What does this mean for education?
North American high school graduation rates for disabled students have risen 0.5% since 2011. 64% now earn a high school diploma in 4 years. Unfortunately, North American high school dropout rates have also risen 0.5% in as many years. 19.7% of students with a disability will drop out before completing high school.
Most students choose not to disclose their disability when they enter higher education. That's 60 to 80% of North American undergrads and 9% of graduate students. Even so, there is a lot that we as Educators can do to help disabled students be successful.
3% of the global population, less than 1% of students in North America, has a visual disability. This means that they have challenges perceiving visual content. Provide those students with text-based alternatives that they can consume.
4% of the global population, 4% of students in North America, has a physical disability. These students have challenges with muscle and motor control, which makes using technology difficult. Format your content for assistive technology and keyboard navigation for simpler web content navigation.

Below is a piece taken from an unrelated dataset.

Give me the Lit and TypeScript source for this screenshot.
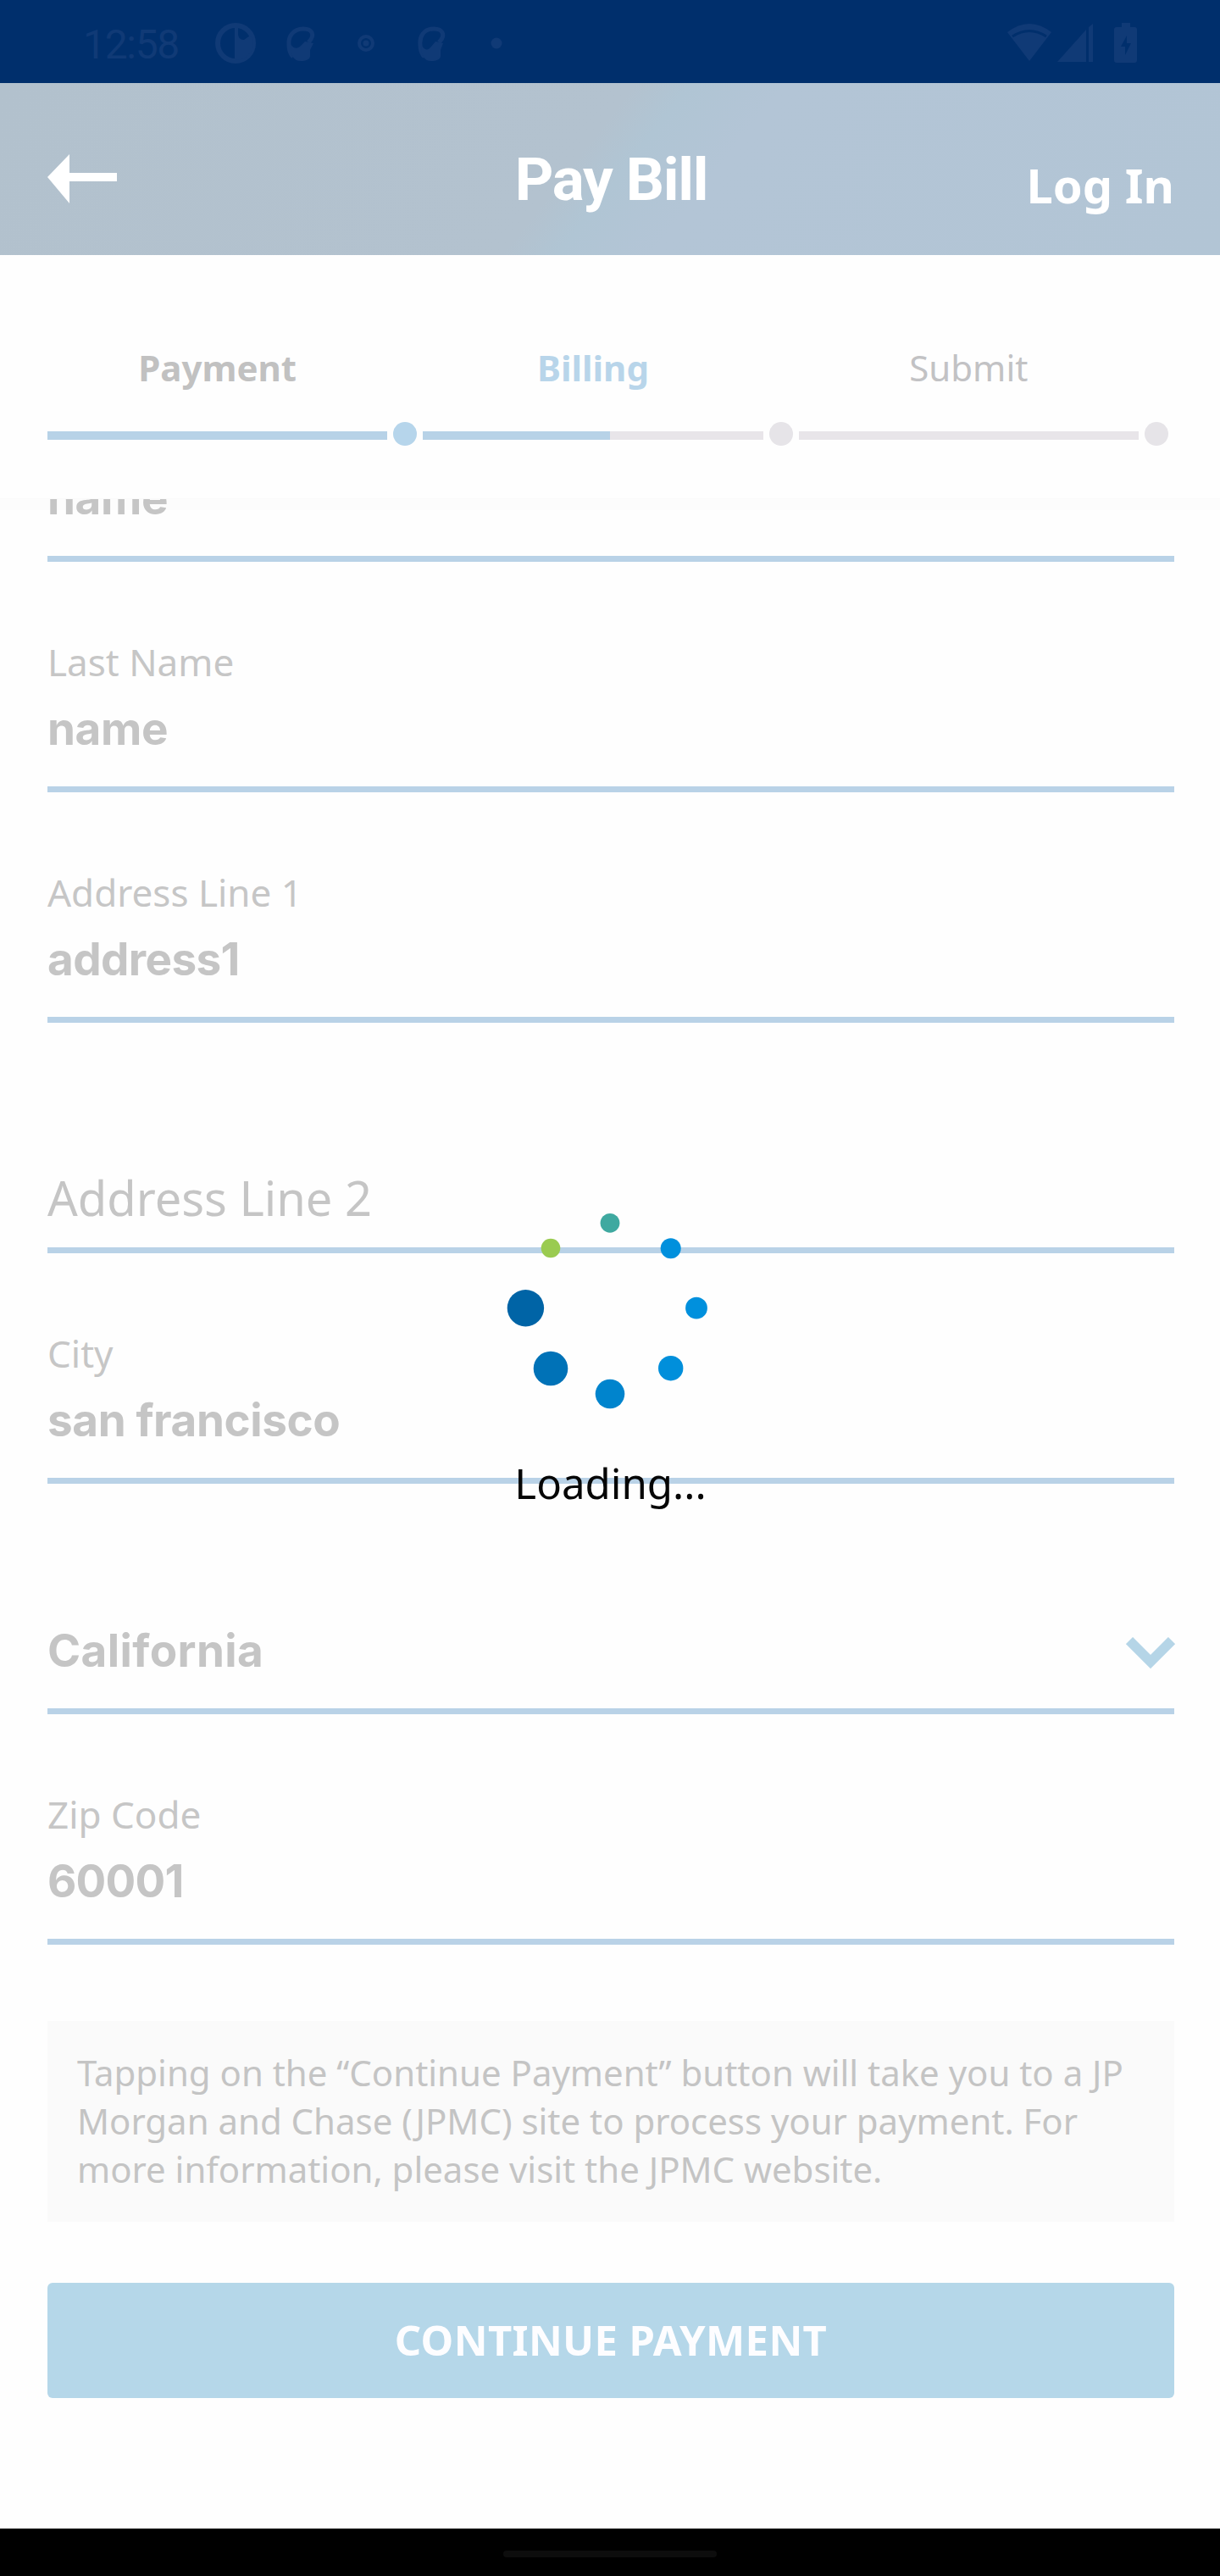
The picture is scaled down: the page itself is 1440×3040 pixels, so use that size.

5% of the global population, less than 1% of students in North America, has a hearing disability. This means that they have challenges perceiving auditory content and need alternatives. Provide captions, transcripts, and other alternatives that they can consume.
An overwhelming 25% of the global population, 9% of students in North America, has a cognitive disability. That is 1 in every 25 North American freshmen who have a learning disability. These students have neurological challenges processing information. It's important to build in flexibility. Use many modes of information and create a clutter-free experience.